The Portland Pilots, who entertain No. 22 Gonzaga tonight, aren’t far from being 4-0 in the WCC.
They sit at 1-3, plenty competitive but completely unsatisfied. They knocked off Pacific, but lost by six in overtime to San Francisco, by eight to Santa Clara and by nine to Saint Mary’s.
“It’s cliché but it’s true,” eighth-year coach Eric Reveno said. “We’re trying not to focus on the woulda, coulda, shoulda, and trying to get ready for the next one. It was pretty disappointing (against USF), up three with 3.3 seconds left and they hit a runner 3 and we go into overtime and lose.”
The Pilots (9-7 overall) appear to be better than last year (11-21, 4-12). Junior wing Kevin Bailey has bumped his scoring average nearly six points to 17.1 and junior center Thomas van der Mars has improved his scoring by five to 12.9. Senior forward Ryan Nicholas, a Gonzaga Prep graduate, has six double-doubles this season.
Freshman point guard Alec Wintering had 13 assists against San Francisco, the most ever by a Pilot against a Division I foe. Guard Bryce Pressley, son of former Villanova star Harold Pressley, had 25 points in a win over Princeton.

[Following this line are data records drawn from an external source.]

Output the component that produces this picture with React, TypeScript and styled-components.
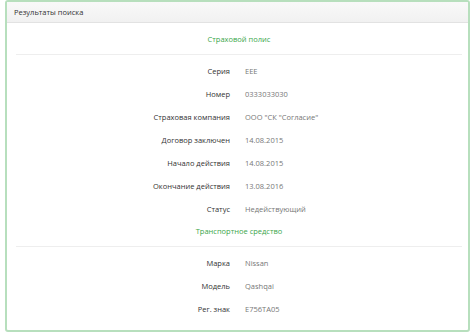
import styled, { createGlobalStyle } from "styled-components";

const GlobalStyle = createGlobalStyle`
  body {
    margin: 0;
    background: #ffffff;
    font-family: "Open Sans", "Liberation Sans", sans-serif;
  }
`;

const Panel = styled.div`
  margin: 0 4px 0 5px;
  height: 332px;
  box-sizing: border-box;
  border: 2px solid #b7dfbd;
  border-radius: 3px;
  background: #fff;
  overflow: hidden;
`;

const PanelHeading = styled.div`
  height: 20px;
  padding: 0 7px;
  display: flex;
  align-items: center;
  background: linear-gradient(#f9f9f9, #f1f1f1);
  border-bottom: 1px solid #e2e2e2;
  font-size: 7.5px;
  font-weight: 500;
  color: #333;
`;

const PanelBody = styled.div`
  padding: 5px 6px 10px 9px;
`;

const SectionTitle = styled.div`
  height: 23px;
  line-height: 23px;
  padding-bottom: 3px;
  margin-bottom: 4px;
  border-bottom: 1px solid #eeeeee;
  text-align: center;
  font-size: 7.5px;
  color: #3aa64a;
`;

const Row = styled.div`
  display: grid;
  grid-template-columns: 214px 1fr;
  column-gap: 15px;
  height: 23px;
  align-items: center;
  font-size: 7.5px;
`;

const Label = styled.div`
  text-align: right;
  font-weight: 500;
  color: #333;
`;

const Value = styled.div`
  color: #777;
`;

type Field = { label: string; value: string };

const policy: Field[] = [
  { label: "Серия", value: "EEE" },
  { label: "Номер", value: "0333033030" },
  { label: "Страховая компания", value: 'ООО "СК "Согласие"' },
  { label: "Договор заключен", value: "14.08.2015" },
  { label: "Начало действия", value: "14.08.2015" },
  { label: "Окончание действия", value: "13.08.2016" },
  { label: "Статус", value: "Недействующий" },
];

const vehicle: Field[] = [
  { label: "Марка", value: "Nissan" },
  { label: "Модель", value: "Qashqai" },
  { label: "Рег. знак", value: "E756TA05" },
];

const Fields = ({ items }: { items: Field[] }) => (
  <>
    {items.map((f) => (
      <Row key={f.label}>
        <Label>{f.label}</Label>
        <Value>{f.value}</Value>
      </Row>
    ))}
  </>
);

const App = () => {
  return (
    <>
      <GlobalStyle />
      <Panel>
        <PanelHeading>Результаты поиска</PanelHeading>
        <PanelBody>
          <SectionTitle>Страховой полис</SectionTitle>
          <Fields items={policy} />
          <SectionTitle>Транспортное средство</SectionTitle>
          <Fields items={vehicle} />
        </PanelBody>
      </Panel>
    </>
  );
};

export default App;
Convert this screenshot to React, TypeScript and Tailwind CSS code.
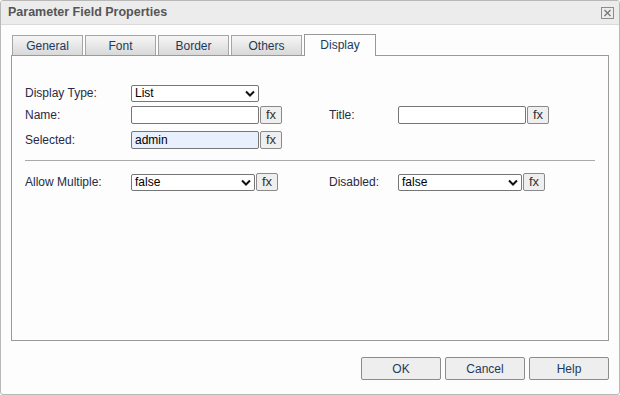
import type { ReactNode } from "react";

const font = { fontFamily: '"Liberation Sans", Arial, sans-serif' };

function Chevron() {
  return (
    <svg width="10" height="7" viewBox="0 0 10 7" className="shrink-0">
      <path d="M1 1.5 L5 5.5 L9 1.5" fill="none" stroke="#111" strokeWidth="2" />
    </svg>
  );
}

function Select({ value, width }: { value: string; width: string }) {
  return (
    <div
      className={`flex h-[17px] items-center justify-between rounded-[2px] border border-[#767676] bg-white pl-[3px] pr-[3px] text-[12px] text-black ${width}`}
    >
      <span>{value}</span>
      <Chevron />
    </div>
  );
}

function Input({ value = "", filled = false }: { value?: string; filled?: boolean }) {
  return (
    <div
      className={`flex h-[18px] w-[128px] items-center rounded-[2px] border border-[#767676] pl-[3px] text-[12px] text-black ${
        filled ? "bg-[#e8f0fe]" : "bg-white"
      }`}
    >
      {value}
    </div>
  );
}

function Fx() {
  return (
    <button
      type="button"
      className="ml-[1px] flex h-[18px] w-[22px] items-center justify-center rounded-[2px] border border-[#8a8a8a] bg-[#efefef] pb-[1px] text-[13px] text-[#333]"
    >
      fx
    </button>
  );
}

function Row({
  label,
  children,
  right,
  className = "",
}: {
  label: string;
  children: ReactNode;
  right?: { label: string; control: ReactNode };
  className?: string;
}) {
  return (
    <div className={`flex items-center ${className}`}>
      <div className="w-[106px] text-[12px] text-[#2a2a44]">{label}</div>
      <div className="flex w-[198px] items-center">{children}</div>
      {right && (
        <>
          <div className="w-[69px] text-[12px] text-[#2a2a44]">{right.label}</div>
          <div className="flex items-center">{right.control}</div>
        </>
      )}
    </div>
  );
}

const tabs = ["General", "Font", "Border", "Others"];

export default function App() {
  return (
    <div
      style={font}
      className="flex h-[395px] w-[620px] flex-col overflow-hidden rounded-[3px] border border-[#b8b8b8] bg-[#fcfdfc]"
    >
      <div className="flex h-[24px] shrink-0 items-center justify-between border-b border-[#d9d9d9] bg-[#ececec] pl-[7px] pr-[5px]">
        <span className="text-[12.5px] font-bold text-[#555]">Parameter Field Properties</span>
        <svg width="13" height="12" viewBox="0 0 13 12">
          <rect x="0.5" y="0.5" width="12" height="11" fill="none" stroke="#8c8c8c" />
          <path d="M3.5 3 L9.5 9 M9.5 3 L3.5 9" stroke="#7a7a7a" strokeWidth="1.4" />
        </svg>
      </div>

      <div className="flex flex-1 flex-col px-[10px] pt-[9px]">
        <div className="flex items-end gap-[2px] pl-[1px]">
          {tabs.map((t) => (
            <div
              key={t}
              className="flex h-[20px] w-[71px] items-center justify-center border border-b-0 border-[#a5a5a5] bg-gradient-to-b from-[#f6f6f6] to-[#d9d9d9] text-[12px] text-[#1e3a5a]"
            >
              {t}
            </div>
          ))}
          <div className="relative z-10 -mb-[1px] flex h-[22px] w-[72px] items-center justify-center border border-b-0 border-[#999] bg-[#fcfdfc] pb-[2px] text-[12px] text-[#1e3a5a]">
            Display
          </div>
        </div>

        <div className="flex h-[286px] flex-col border border-[#9a9a9a] px-[13px] pt-[28px]">
          <Row label="Display Type:">
            <Select value="List" width="w-[128px]" />
          </Row>
          <Row
            label="Name:"
            className="mt-[4px]"
            right={{
              label: "Title:",
              control: (
                <>
                  <Input />
                  <Fx />
                </>
              ),
            }}
          >
            <Input />
            <Fx />
          </Row>
          <Row label="Selected:" className="mt-[7px]">
            <Input value="admin" filled />
            <Fx />
          </Row>

          <div className="mt-[11px] h-px w-[570px] bg-[#a9a9a9]" />

          <Row
            label="Allow Multiple:"
            className="mt-[12px]"
            right={{
              label: "Disabled:",
              control: (
                <>
                  <Select value="false" width="w-[124px]" />
                  <Fx />
                </>
              ),
            }}
          >
            <Select value="false" width="w-[124px]" />
            <Fx />
          </Row>
        </div>

        <div className="mt-[16px] flex justify-end gap-[4px]">
          {["OK", "Cancel", "Help"].map((b) => (
            <button
              key={b}
              type="button"
              className="flex h-[23px] w-[80px] items-center justify-center rounded-[2px] border border-[#8c8c8c] bg-[#eeeeee] text-[12px] text-[#1e3a5a]"
            >
              {b}
            </button>
          ))}
        </div>
      </div>
    </div>
  );
}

On average, Portland shoots a higher percentage and outrebounds opponents, and has more assists and fewer turnovers.
“I like the way we’re playing, I think we’re a good team. I just want to make sure they recognize that and feel confident,” Reveno said.
Home never felt better for Eastern Washington, which is coming off a star-crossed, cross-country road trip.
If the schedule and travel wasn’t difficult enough, the Eagles had to battle a recent rash of illness and injuries. Head coach Jim Hayford said all but three of his players fought through flu-like symptoms last week in Utah and Idaho.
Also, key reserve Ognjen Miljkovic missed his second straight game with an ankle sprain and Thomas Reuter continues to battle the effects of Crohn’s disease diagnosed during Eastern’s weeklong trip to play Seton Hall and Connecticut. Reuter became ill after the team’s first day on the East Coast and missed both games.
Reuter spent almost five days in the hospital.
“The good thing is they found out what was wrong with him,” Hayford said. “It’s something he’s going to have to manage with medication and good medical help the rest of his life.”